It was in an attempt to answer that question that opinion pollsters Mori and PA Consulting Group's Sundridge Park management centre devised the British Quality of Management Awards, and the 18 criteria that, in their view, are components in successful management.
But though the two organisations have been able to come up with these factors, there is little agreement among the three groups they asked to rank them on which are the most important and at which of them British organisations excel.
However, representatives of the three audiences - institutional investors, business journalists and captains of industry - are generally agreed that British companies are good at the things they put towards the bottom of the list and poor at those that matter. For instance, British managers attract some of their best scores for brand development, which is ranked 15th out of the 18 criteria selected. And while they do well in the third- placed general management skills and reasonably - at least in the view of the City and journalists - at first- and second-placed strategic thinking and leadership, their scores are negative in just about every other category.
Disappointingly perhaps for those who - like the Deputy Prime Minister, Michael Heseltine - want to see the arrival of "national champions" to battle on the world stage, it appears that only a handful of companies are rising above the mediocre.
This year's award - the third - was won by last year's winner, Marks and Spencer. The second prize went to Glaxo Wellcome, which was fourth last time and third in the inaugural year, when M&S was second. Third prize went - as last year - to British Airways. All of these companies were contenders for the Quality of Governance Award, which was won by M&S from last year's winner, ICI. Cadbury Schweppes retained third place in this award.
John Buckley, head of the global technology group at PA Consulting, and Roger Stubbs, chairman of Mori Financial, pointed out in the analysis of the first three years of results that the continual presence of the same names may not be exciting but is reassuring and "demonstrates that such success is not easily come by".
They added: "As in any other endeavour, reaching the top in business is a long haul. Reputation and sticking power have to be built on strong foundations."

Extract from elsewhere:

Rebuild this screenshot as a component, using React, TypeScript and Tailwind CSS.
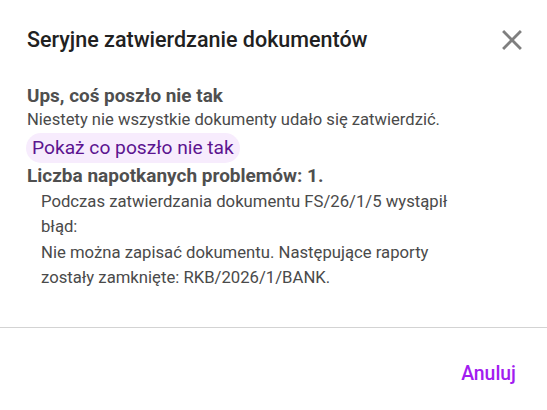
import React from "react";

function CloseIcon() {
  return (
    <svg width="34" height="34" viewBox="0 0 24 24" fill="#7f7f7f">
      <path d="M19 6.41 17.59 5 12 10.59 6.41 5 5 6.41 10.59 12 5 17.59 6.41 19 12 13.41 17.59 19 19 17.59 13.41 12z" />
    </svg>
  );
}

export default function App() {
  return (
    <div className="w-[547px] h-[410px] bg-white flex flex-col font-['Roboto',sans-serif]">
      <header className="flex items-center justify-between pl-[27px] pr-[18px] pt-[23px]">
        <h2 className="text-[21.5px] leading-[34px] font-medium text-[#212121]">
          Seryjne zatwierdzanie dokumentów
        </h2>
        <button className="text-[#7f7f7f]">
          <CloseIcon />
        </button>
      </header>

      <section className="pl-[27px] pr-[77px] pt-[27px] text-[#4a4a4a]">
        <h3 className="text-[18.9px] leading-[24px] font-bold text-[#4f4f4f]">
          Ups, coś poszło nie tak
        </h3>
        <p className="text-[16.6px] leading-[24px]">
          Niestety nie wszystkie dokumenty udało się zatwierdzić.
        </p>
        <button className="mt-[1px] -ml-[1px] h-[30px] px-[6px] rounded-full bg-[#f7ecfd] text-[19.2px] text-[#5c1490]">
          Pokaż co poszło nie tak
        </button>
        <h3 className="text-[19px] leading-[26px] font-bold text-[#4f4f4f]">
          Liczba napotkanych problemów: 1.
        </h3>
        <div className="ml-[14px] text-[16.7px] leading-[25.3px]">
          <p>Podczas zatwierdzania dokumentu FS/26/1/5 wystąpił błąd:</p>
          <p>
            Nie można zapisać dokumentu. Następujące raporty zostały zamknięte:
            RKB/2026/1/BANK.
          </p>
        </div>
      </section>

      <div className="mt-auto border-t border-[#d3d3d3]" />
      <footer className="flex justify-end h-[82px] items-center pr-[31px] pt-[10px]">
        <button className="text-[19.4px] font-medium text-[#a21cf0]">Anuluj</button>
      </footer>
    </div>
  );
}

The organisers certainly claim that having 18 criteria - ranging from brand development, through innovation and research and development, to strategy and leadership - gives the awards a breadth that some others lack. But Sir Denys Henderson, chairman of the Rank Organisation and a non-executive director of Mori, said when presenting the awards last week that he would have liked to see a category that recognised the importance of the customer.
Sir Denys, who as chairman of ICI received last year's governance award, also suggested that most FT-SE 100 companies were well managed but that there was "a comet's tail of companies outside the FT-SE that need to improve".
As president and chairman of the British Quality Foundation, which aims to promote total quality in business and the public sector, he is especially concerned that this problem be addressed. "I've always believed that there is no such thing as poor employees, just rank bad managers," he said, pointing out that the awards set good, clear examples of best practice that all could aspire to emulate.